Honey bees build honeycombs of wax that exhibit a hexagonal tiling. Why hexagons? As this Ted Ed video explains, the hexagonal structure utilizes space most efficiently and uses the minimal amount of wax to create a given number of columns per volume.

In materials science, the crystal structure of a well-studied nanoporous material, MOF-74 [1], resembles a honeycomb; the structure consists of 1-dimensional channels with a hexagonal cross-section.


The crystal structure of MOF-74 constructs a surface that, like the honeycomb, most efficiently utilizes a volume to create a given number of channels, while minimizing the amount of material required.

Instead of storing honey, MOF-74 can be used to store or separate gas molecules. For example, MOF-74 is a promising candidate to selectively capture the greenhouse gas carbon dioxide from the exhaust of coal-fired power plants [2]. The carbon dioxide can then be compressed and pumped underground to be stored in geological formations, where it cannot instigate climate change.


[1] Rosi, N. L., Kim, J., Eddaoudi, M., Chen, B., O’Keeffe, M., & Yaghi, O. M. (2005).
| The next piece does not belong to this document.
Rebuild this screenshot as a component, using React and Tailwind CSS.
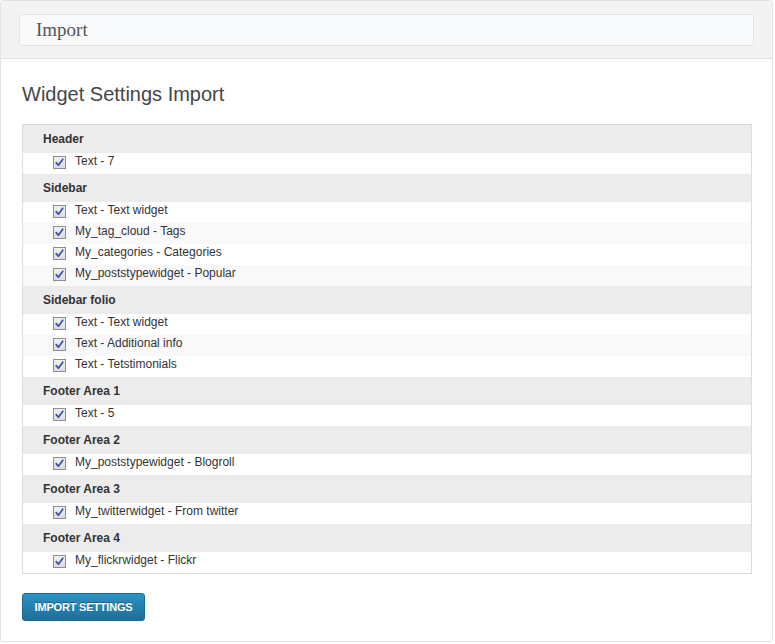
import React from "react";

const groups = [
  { name: "Header", items: ["Text - 7"] },
  {
    name: "Sidebar",
    items: [
      "Text - Text widget",
      "My_tag_cloud - Tags",
      "My_categories - Categories",
      "My_poststypewidget - Popular",
    ],
  },
  {
    name: "Sidebar folio",
    items: ["Text - Text widget", "Text - Additional info", "Text - Tetstimonials"],
  },
  { name: "Footer Area 1", items: ["Text - 5"] },
  { name: "Footer Area 2", items: ["My_poststypewidget - Blogroll"] },
  { name: "Footer Area 3", items: ["My_twitterwidget - From twitter"] },
  { name: "Footer Area 4", items: ["My_flickrwidget - Flickr"] },
];

function Check() {
  return (
    <span className="mt-[3px] flex h-[13px] w-[13px] shrink-0 items-center justify-center border border-[#8f8f8f] bg-gradient-to-b from-[#f0f0f0] to-[#d8dde3]">
      <svg width="9" height="9" viewBox="0 0 9 9">
        <path d="M1.2 4.6 L3.4 7.2 L7.8 1.2" fill="none" stroke="#3b4fa8" strokeWidth="1.7" strokeLinecap="round" strokeLinejoin="round" />
      </svg>
    </span>
  );
}

export default function App() {
  return (
    <div className="h-[644px] w-[775px] bg-white" style={{ fontFamily: '"Liberation Sans", Arial, sans-serif' }}>
      <div className="h-[642px] w-[773px] overflow-hidden rounded-[3px] border border-[#e2e2e2] bg-white">
        <div className="border-b border-[#e0e0e0] bg-[#f3f3f3] px-[18px] pb-[12px] pt-[13px]">
          <div
            className="flex h-[32px] items-center rounded-[3px] border border-[#e3e3e3] bg-[#f8f9fa] px-[16px] text-[19px] text-[#555]"
            style={{ fontFamily: '"Liberation Serif", "Times New Roman", serif' }}
          >
            Import
          </div>
        </div>
        <div className="px-[21px] pt-[23px]">
          <h2 className="text-[20px] leading-[24px] text-[#464646]">Widget Settings Import</h2>
          <div className="mt-[18px] w-[730px] border border-[#dcdcdc]">
            {groups.map((g) => (
              <div key={g.name}>
                <div className="flex h-[28px] items-center bg-[#ececec] pl-[20px] text-[12px] font-bold text-[#333]">
                  {g.name}
                </div>
                {g.items.map((it, i) => (
                  <div
                    key={it}
                    className={`flex h-[21px] items-start gap-[9px] pl-[30px] text-[12px] text-[#333] ${i % 2 === 1 ? "bg-[#f9f9f9]" : "bg-white"}`}
                  >
                    <Check />
                    <span className="leading-[17px]">{it}</span>
                  </div>
                ))}
              </div>
            ))}
          </div>
          <button className="mt-[19px] h-[28px] w-[123px] rounded-[3px] border border-[#1b6a93] bg-gradient-to-b from-[#2d93c2] to-[#1d6f99] text-[11px] font-bold tracking-[-0.2px] text-white [text-shadow:0_-1px_0_rgba(0,0,0,0.3)]">
            IMPORT SETTINGS
          </button>
        </div>
      </div>
    </div>
  );
}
Rod packings and metal-organic frameworks constructed from rod-shaped secondary building units. Journal of the American Chemical Society, 127(5), 1504-1518.

[2] Britt, D., Furukawa, H., Wang, B., Glover, T. G., & Yaghi, O. M. (2009). Highly efficient separation of carbon dioxide by a metal-organic framework replete with open metal sites. Proceedings of the National Academy of Sciences, 106(49), 20637-20640.